— START Provided records —
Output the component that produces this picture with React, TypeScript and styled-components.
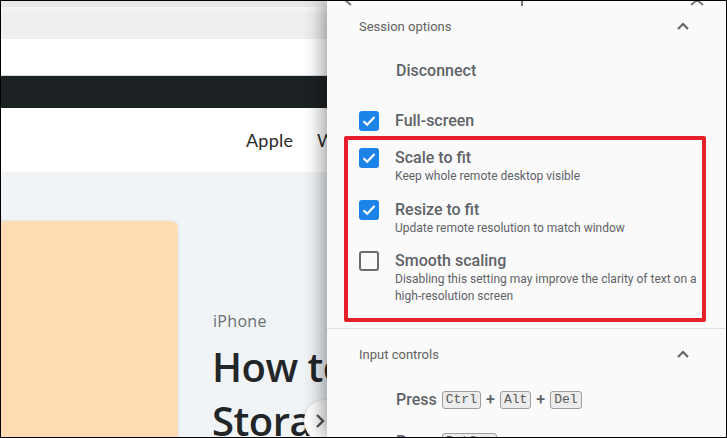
— END Provided records —
— START Provided records —
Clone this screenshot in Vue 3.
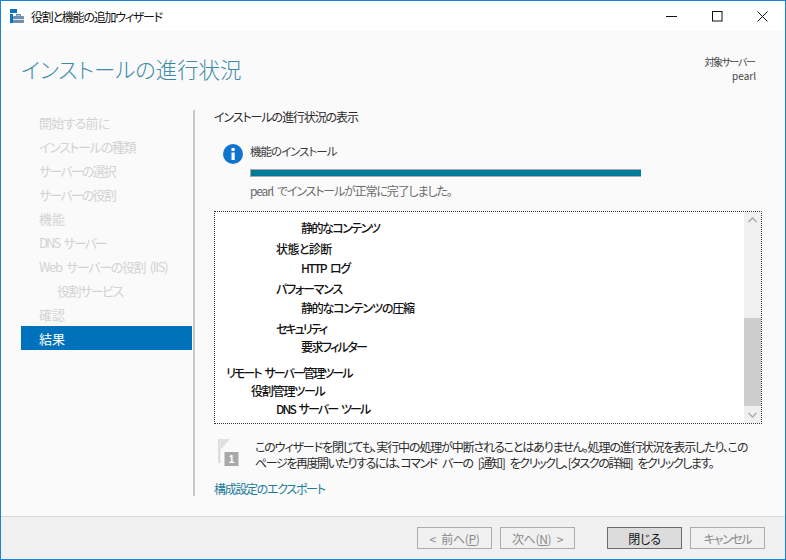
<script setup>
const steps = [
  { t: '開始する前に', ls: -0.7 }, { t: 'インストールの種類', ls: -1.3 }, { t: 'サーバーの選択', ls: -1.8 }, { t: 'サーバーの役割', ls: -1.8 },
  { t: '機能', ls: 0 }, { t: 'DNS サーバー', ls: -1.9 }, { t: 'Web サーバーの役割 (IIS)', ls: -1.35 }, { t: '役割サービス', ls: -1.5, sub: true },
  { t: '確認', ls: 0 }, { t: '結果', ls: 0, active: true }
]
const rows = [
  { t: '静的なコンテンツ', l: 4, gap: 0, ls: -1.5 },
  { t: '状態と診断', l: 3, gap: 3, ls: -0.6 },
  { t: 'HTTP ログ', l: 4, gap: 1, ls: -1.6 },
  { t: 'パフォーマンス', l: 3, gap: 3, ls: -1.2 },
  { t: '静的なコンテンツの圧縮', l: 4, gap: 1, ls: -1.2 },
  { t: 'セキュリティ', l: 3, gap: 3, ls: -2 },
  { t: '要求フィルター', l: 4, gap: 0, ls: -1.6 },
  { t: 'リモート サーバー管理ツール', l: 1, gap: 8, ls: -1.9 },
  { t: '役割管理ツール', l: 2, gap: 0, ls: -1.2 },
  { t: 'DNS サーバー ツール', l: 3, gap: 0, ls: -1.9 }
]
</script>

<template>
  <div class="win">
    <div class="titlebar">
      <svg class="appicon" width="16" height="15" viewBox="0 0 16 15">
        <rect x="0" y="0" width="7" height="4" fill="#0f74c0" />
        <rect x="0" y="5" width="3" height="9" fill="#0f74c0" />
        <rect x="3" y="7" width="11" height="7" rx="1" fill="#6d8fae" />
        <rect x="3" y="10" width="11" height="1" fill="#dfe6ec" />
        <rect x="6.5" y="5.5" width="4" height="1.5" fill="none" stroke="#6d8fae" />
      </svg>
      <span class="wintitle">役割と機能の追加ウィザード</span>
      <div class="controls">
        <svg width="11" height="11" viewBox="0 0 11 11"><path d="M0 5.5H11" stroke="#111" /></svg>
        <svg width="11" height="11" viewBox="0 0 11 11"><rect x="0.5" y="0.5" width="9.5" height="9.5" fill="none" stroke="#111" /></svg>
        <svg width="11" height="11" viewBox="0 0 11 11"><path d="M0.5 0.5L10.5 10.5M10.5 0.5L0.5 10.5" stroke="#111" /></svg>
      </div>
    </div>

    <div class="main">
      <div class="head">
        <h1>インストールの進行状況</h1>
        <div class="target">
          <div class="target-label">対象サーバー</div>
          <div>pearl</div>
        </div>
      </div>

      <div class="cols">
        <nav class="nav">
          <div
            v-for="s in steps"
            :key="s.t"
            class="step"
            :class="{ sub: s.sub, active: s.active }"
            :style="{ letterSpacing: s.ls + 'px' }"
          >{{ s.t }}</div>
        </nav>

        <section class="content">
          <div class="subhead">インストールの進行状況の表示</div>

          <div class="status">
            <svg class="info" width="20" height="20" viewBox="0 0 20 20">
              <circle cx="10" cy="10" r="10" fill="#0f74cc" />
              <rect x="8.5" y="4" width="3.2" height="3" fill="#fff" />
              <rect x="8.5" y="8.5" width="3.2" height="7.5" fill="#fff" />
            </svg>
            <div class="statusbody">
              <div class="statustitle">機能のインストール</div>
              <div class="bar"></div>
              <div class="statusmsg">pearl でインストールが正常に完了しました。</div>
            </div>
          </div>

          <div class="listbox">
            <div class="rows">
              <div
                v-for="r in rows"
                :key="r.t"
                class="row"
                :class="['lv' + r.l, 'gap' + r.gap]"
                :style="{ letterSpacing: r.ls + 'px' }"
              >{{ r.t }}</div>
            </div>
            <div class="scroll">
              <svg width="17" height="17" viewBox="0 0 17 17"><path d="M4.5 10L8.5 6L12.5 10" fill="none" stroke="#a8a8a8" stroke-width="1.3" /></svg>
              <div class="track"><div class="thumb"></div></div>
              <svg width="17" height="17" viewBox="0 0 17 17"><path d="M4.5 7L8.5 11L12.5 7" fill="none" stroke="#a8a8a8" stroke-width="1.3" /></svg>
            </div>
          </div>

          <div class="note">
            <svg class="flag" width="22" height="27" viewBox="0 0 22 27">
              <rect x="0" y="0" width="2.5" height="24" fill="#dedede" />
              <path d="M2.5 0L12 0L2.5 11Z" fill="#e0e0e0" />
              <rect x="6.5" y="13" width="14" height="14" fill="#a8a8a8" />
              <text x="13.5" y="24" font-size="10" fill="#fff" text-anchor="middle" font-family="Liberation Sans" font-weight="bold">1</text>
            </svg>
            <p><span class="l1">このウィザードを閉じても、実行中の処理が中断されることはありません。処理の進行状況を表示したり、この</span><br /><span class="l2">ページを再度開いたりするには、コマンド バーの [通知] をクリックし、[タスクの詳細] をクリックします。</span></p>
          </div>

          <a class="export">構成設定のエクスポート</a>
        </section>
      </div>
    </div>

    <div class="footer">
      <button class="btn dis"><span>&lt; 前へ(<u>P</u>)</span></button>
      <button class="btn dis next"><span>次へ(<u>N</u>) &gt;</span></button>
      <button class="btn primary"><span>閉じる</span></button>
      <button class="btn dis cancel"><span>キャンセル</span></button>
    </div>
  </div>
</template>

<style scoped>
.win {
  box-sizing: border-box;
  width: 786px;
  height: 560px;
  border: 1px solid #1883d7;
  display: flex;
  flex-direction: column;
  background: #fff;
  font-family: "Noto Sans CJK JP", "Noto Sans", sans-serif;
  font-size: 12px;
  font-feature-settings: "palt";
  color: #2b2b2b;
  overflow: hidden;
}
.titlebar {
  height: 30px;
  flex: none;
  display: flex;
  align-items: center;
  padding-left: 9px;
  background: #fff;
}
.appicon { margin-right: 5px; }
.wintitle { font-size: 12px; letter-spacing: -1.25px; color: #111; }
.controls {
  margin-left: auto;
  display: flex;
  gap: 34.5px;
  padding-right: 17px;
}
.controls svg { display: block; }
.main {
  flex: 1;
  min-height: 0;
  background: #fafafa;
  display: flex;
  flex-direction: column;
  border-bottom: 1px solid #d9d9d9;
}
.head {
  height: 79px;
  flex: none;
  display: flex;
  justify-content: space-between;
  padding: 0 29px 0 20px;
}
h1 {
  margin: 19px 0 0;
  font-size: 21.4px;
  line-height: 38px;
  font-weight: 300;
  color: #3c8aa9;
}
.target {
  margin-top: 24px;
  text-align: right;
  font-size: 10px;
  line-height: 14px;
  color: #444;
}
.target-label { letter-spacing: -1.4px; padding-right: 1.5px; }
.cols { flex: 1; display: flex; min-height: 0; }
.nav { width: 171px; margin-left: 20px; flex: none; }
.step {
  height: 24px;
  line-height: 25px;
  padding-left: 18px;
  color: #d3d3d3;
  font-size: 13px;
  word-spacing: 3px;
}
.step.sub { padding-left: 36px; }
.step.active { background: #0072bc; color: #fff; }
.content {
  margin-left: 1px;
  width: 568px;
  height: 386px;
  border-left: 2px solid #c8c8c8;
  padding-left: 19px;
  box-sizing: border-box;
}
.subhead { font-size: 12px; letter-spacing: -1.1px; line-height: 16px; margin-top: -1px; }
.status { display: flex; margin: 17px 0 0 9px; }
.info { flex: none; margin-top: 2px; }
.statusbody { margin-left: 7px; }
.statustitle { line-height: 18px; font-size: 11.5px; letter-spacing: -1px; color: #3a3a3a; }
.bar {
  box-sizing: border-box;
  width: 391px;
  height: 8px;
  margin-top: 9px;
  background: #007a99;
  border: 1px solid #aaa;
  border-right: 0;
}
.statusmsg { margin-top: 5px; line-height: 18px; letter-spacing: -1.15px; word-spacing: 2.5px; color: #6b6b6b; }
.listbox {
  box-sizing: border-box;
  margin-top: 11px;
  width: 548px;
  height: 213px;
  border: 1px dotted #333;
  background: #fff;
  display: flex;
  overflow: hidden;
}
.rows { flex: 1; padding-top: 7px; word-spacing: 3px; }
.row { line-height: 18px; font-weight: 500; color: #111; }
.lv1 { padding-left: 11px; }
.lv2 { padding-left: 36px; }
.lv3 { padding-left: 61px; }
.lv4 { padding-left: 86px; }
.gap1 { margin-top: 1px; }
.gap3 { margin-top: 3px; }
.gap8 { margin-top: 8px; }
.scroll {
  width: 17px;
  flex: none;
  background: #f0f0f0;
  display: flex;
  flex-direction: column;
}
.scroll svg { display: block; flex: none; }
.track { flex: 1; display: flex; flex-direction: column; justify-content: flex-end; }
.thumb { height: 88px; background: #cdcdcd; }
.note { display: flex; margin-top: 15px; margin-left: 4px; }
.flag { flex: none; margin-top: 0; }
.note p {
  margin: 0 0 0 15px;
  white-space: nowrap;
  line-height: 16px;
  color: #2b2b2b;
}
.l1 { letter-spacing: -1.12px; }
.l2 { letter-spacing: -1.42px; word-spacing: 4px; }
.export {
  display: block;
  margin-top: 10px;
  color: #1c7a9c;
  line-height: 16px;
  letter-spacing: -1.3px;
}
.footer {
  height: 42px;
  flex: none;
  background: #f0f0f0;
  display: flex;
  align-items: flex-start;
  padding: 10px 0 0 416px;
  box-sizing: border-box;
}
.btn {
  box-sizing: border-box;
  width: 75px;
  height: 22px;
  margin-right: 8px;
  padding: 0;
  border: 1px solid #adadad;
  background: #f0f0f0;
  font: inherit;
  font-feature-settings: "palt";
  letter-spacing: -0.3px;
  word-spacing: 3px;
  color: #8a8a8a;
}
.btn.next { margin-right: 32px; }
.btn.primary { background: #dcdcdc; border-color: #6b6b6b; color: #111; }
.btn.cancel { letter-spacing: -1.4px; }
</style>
— END Provided records —
> [Given problem] Search the data above for lines holding "this" and copy each of them.

> [Response]
Output the component that produces this picture with React, TypeScript and styled-components.
Clone this screenshot in Vue 3.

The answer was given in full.